Hebrew Vegetarian Association

Vegetarianism has become a popular way of life in the last decades, with the growing awareness of its nutritional benefits, and with the consolidation of the revolutionary notion that animals are not commodities, but living beings that possess the right to live, just like human beings. However, very few people are aware that the story of vegetarianism in Israel began years ago, in the beginning of the 20th century. The man that laid  the foundations for the vegetarian movement in Israel was Nathan Ben Zion Havkin.
 
Nathan Havkin was born in Khotimsk, White Russia. He was merely 17 when the Jews of Khotimsk were deported, and his family settled in Odessa. There, he began to study painting, and also became acquainted with Zionist ideas. He joined Hovevei  Zion, and made plans to immigrate to Palestine after the Second Zionist Congress, but after meeting the writer Mendele Mocher Sforim , he was exposed to broader, more cosmopolitan  intellectual trends, such as pantheism.

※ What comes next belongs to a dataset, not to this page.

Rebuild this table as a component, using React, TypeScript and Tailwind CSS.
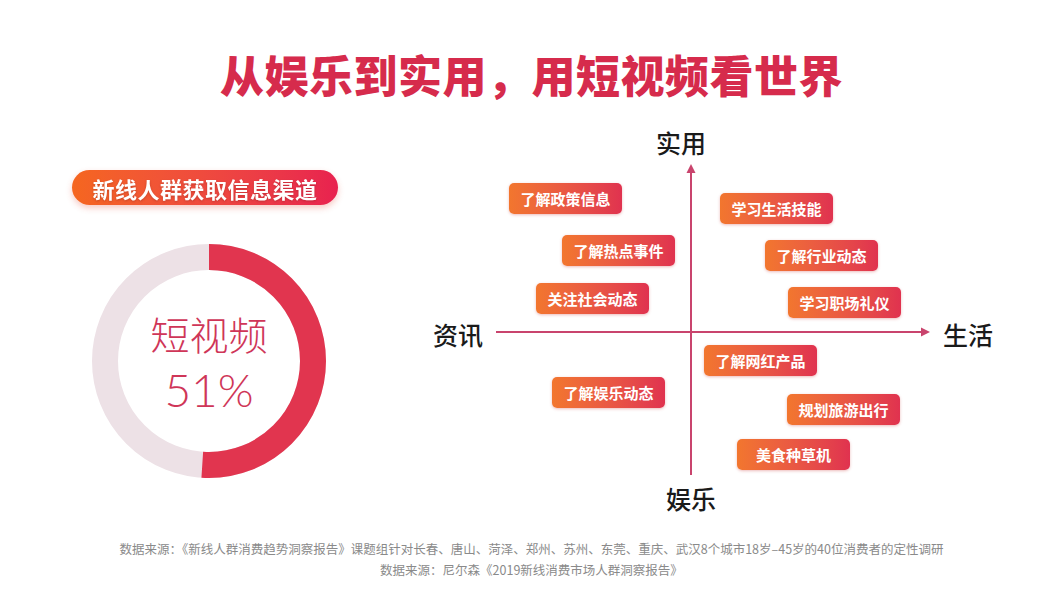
import React from "react";

const FONT = { fontFamily: '"Noto Sans CJK SC", "Noto Sans", sans-serif' };

type Box = { t: string; x: number; y: number };

const boxes: Box[] = [
  { t: "了解政策信息", x: 89, y: 63 },
  { t: "了解热点事件", x: 142, y: 115 },
  { t: "关注社会动态", x: 116, y: 163 },
  { t: "学习生活技能", x: 300, y: 73 },
  { t: "了解行业动态", x: 345, y: 120 },
  { t: "学习职场礼仪", x: 368, y: 167 },
  { t: "了解网红产品", x: 284, y: 225 },
  { t: "了解娱乐动态", x: 132, y: 257 },
  { t: "规划旅游出行", x: 367, y: 274 },
  { t: "美食种草机", x: 317, y: 319 },
];

function Donut() {
  const r = 104;
  const c = 2 * Math.PI * r;
  const red = c * 0.51;
  return (
    <div className="relative w-[236px] h-[236px]">
      <svg width="236" height="236" viewBox="0 0 236 236" className="absolute inset-0">
        <circle cx="118" cy="118" r={r} fill="none" stroke="#ede1e6" strokeWidth="26" />
        <circle
          cx="118"
          cy="118"
          r={r}
          fill="none"
          stroke="#e1354f"
          strokeWidth="26"
          strokeDasharray={`${red} ${c}`}
          transform="rotate(-90 118 118)"
        />
      </svg>
      <div className="absolute inset-0 flex flex-col items-center justify-center text-[#cf3658] font-light">
        <div className="text-[39px] leading-[57px]">短视频</div>
        <div
          className="text-[46px] leading-[55px]"
          style={{ fontFamily: 'Lato, "Noto Sans", sans-serif' }}
        >
          51%
        </div>
      </div>
    </div>
  );
}

function Chart() {
  return (
    <div className="relative w-[643px] h-[400px]">
      <div className="absolute left-[236px] top-[7px] text-[25px] leading-[30px] text-[#1a1a1a] font-medium">实用</div>
      <div className="absolute left-[13px] top-[199px] text-[25px] leading-[30px] text-[#1a1a1a] font-medium">资讯</div>
      <div className="absolute left-[523px] top-[199px] text-[25px] leading-[30px] text-[#1a1a1a] font-medium">生活</div>
      <div className="absolute left-[246px] top-[363px] text-[25px] leading-[30px] text-[#1a1a1a] font-medium">娱乐</div>

      <div className="absolute left-[269.5px] top-[50px] w-[2px] h-[305px] bg-[#c9446d]" />
      <svg className="absolute left-[265.5px] top-[44px]" width="10" height="9" viewBox="0 0 10 9">
        <polygon points="5,0 9.5,9 0.5,9" fill="#c9446d" />
      </svg>

      <div className="absolute left-[76px] top-[211px] w-[428px] h-[2px] bg-[#c9446d]" />
      <svg className="absolute left-[501px] top-[207px]" width="9" height="10" viewBox="0 0 9 10">
        <polygon points="9,5 0,0.5 0,9.5" fill="#c9446d" />
      </svg>

      {boxes.map((b) => (
        <div
          key={b.t}
          className="absolute w-[113px] h-[31px] rounded-[5px] bg-gradient-to-r from-[#f2762e] to-[#e0324f] shadow-[0_1px_3px_rgba(200,60,60,0.35)] flex items-center justify-center text-white text-[15px] font-semibold leading-none"
          style={{ left: b.x, top: b.y }}
        >
          {b.t}
        </div>
      ))}
    </div>
  );
}

export default function App() {
  return (
    <div className="w-[1063px] h-[594px] bg-white overflow-hidden flex flex-col" style={FONT}>
      <div className="h-[120px] pt-[51px] flex justify-center">
        <div className="text-[44px] leading-[46px] font-black text-[#d62b4c] tracking-[0.5px]">
          从娱乐到实用，用短视频看世界
        </div>
      </div>
      <div className="h-[400px] flex">
        <div className="w-[420px] flex flex-col">
          <div className="mt-[50px] ml-[72px] w-[266px] h-[35px] rounded-full bg-gradient-to-r from-[#f5661f] to-[#e8214f] shadow-[0_3px_6px_rgba(230,80,60,0.3)] flex items-center justify-center">
            <span className="text-white text-[22px] font-bold leading-none tracking-[0.5px] drop-shadow-[0_1px_1px_rgba(120,30,20,0.35)]">
              新线人群获取信息渠道
            </span>
          </div>
          <div className="mt-[38px] ml-[91px]">
            <Donut />
          </div>
        </div>
        <Chart />
      </div>
      <div className="pt-[18px] flex flex-col items-center text-[12.5px] leading-[21px] text-[#8a8a8a]">
        <div>
          数据来源：《新线人群消费趋势洞察报告》课题组针对长春、唐山、菏泽、郑州、苏州、东莞、重庆、武汉8个城市18岁–45岁的40位消费者的定性调研
        </div>
        <div>数据来源：尼尔森《2019新线消费市场人群洞察报告》</div>
      </div>
    </div>
  );
}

Instead of immigrating to Palestine he moved to Munich, where he studied graphics. In 1900 he opened a workshop for wooden printing blocks in the city. In Munich, he became an ideological vegetarian and a pacifist. His humanist and universalist worldview made him adopt another ideology – an ideological language, to be precise – Esperanto, the language that Zamenhof introduced, aimed to bring mankind together by toppling linguistic barriers.
 
After anti-semitism seeped into the vegetarian groups in Munich, Havkin founded "Brit Daniel" – a Jewish vegetarian association. He endeavored  to further the cause of Esperanto through this  association too. In 1921 he immigrated to Palestine, and five years later founded the "Hebrew Vegetarian Association in the Land of Israel". He gathered like-minded friends, such as Rabbi Binyamin (Yehoshua Radler Feldmann), one of religious Zionism's most prominent figures, who was also active in Brit Shalom . The association published a journal, "The Vegetarian", in which it published articles about vegetarianism. Havkin and Rabbi Binyamin were among the writers.
 
Nathan Havkin in his farm
In Palestine, Havkin became an avid promoter of an agricultural way of life. And, indeed,  he practiced what he preached:  he settled in Givat Shaul, than a desolate settlement near Jerusalem, and set up a farm by himself, while fighting a war of attrition against  the recalcitrant rocky terrain. He dug a well and carved out a cave on his land that served him as a shed. But he had an even bigger plan for the grounds near his plot: he aimed to set up the first vegetarian settlement in Palestine.
 
New Givat Shaul
Haim Aharon Valero was a Jewish philanthropist who was very influential in the development of Jerusalem. He died in the 1930's. His estate included 120 acres of land, situated very close to Havkin's farm. In 1933, in the philanthropic spirit of its owner, the plot was offered for free to any Hebrew association that would be able to found a new Jewish settlement on it.  Havkin's  Hebrew Vegetarian Association happily took on the challenge. The name of the future settlement was to be Givat Shaul Hahadasha (New Givaat Shaul), and plans, as well as elaborations regarding the vegetarian ideology it would live by, were published in the association's journal of that year.
 
Givat Shaul Hahadasha  never left the realms of an ambition. But visionaries should not be judged by their own accomplishments, but by the extent to which they influence those who come after them. In 1958, Yehezkel Doron, one of Havkin's students,  founded Amirim in the Upper Galil, a vegetarian settlement that exists to this day, in the spirit of Havkin's ideological vision.